The year before every Olympics since the '08 Beijing Games, NBC Sports has brought the top stars of Team USA to West Hollywood for a comprehensive promotional shoot that lasts nearly a week. For the first time this year, the network is making the event itself a marketing and communications tool, organizing formal behind-the-scenes tours for journalists, advertisers, NBC execs and employees and USOPC sponsors and donors. "What we’re realizing is the Olympics are 365 days a year, and telling these athletes' stories and making sure we're making these consumer connections, that can and should be happening every single day,” said NBC Sports CMO & Exec VP/Content Strategy Jenny Storms. "There’s no reason to be holding on to something to unveil it during the Games. We want to make sure people have the access and see what we’re doing now." Yesterday began the process of 110 athletes cycling through 16 different stages, which will continue through Saturday. The primary purpose is to gather as much photography, video and social media content as possible before the Olympic year training starts in earnest for the athletes. Viewers will see the content created across the full range of NBCUniversal properties, athletes' social media sites and other channels.
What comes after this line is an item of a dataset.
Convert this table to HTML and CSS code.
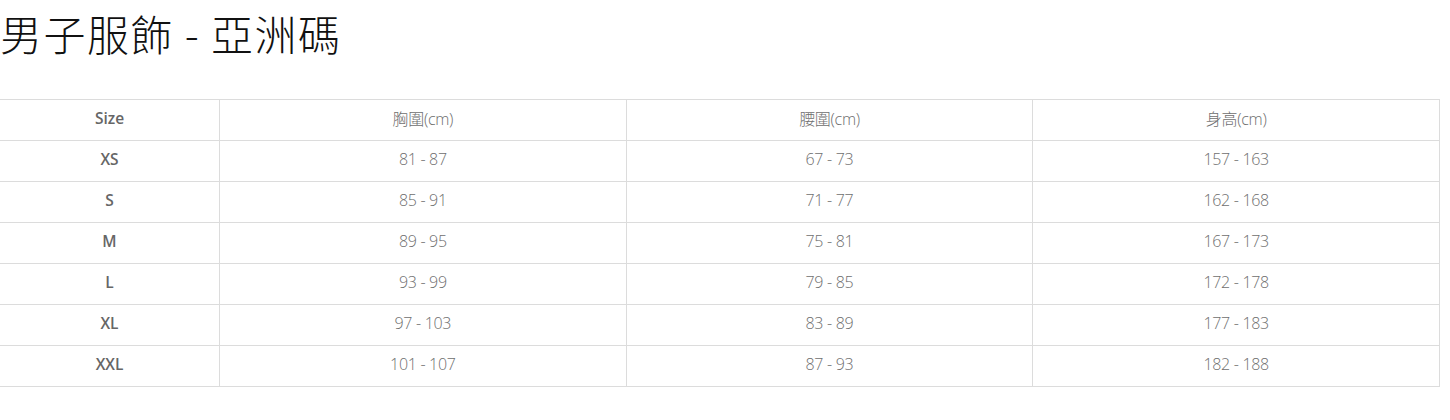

INSIDE LOOK: Journalists yesterday were given formal visits, and throughout the week other groups will also receive tours, watching athletes pose in various shots, conduct interviews with Mike Tirico and shoot their own social media posts. It is a sea change from the early days of the "WeHo shoot," where outsiders may have received one-off tours but there was no formal outreach. The studio was decorated with NBC’s Tokyo '20 branding during tours yesterday. Storms said, "When you have been doing this work for so long, sometimes you forget how special what we do is to outsiders. So part of this effort is to share that with others."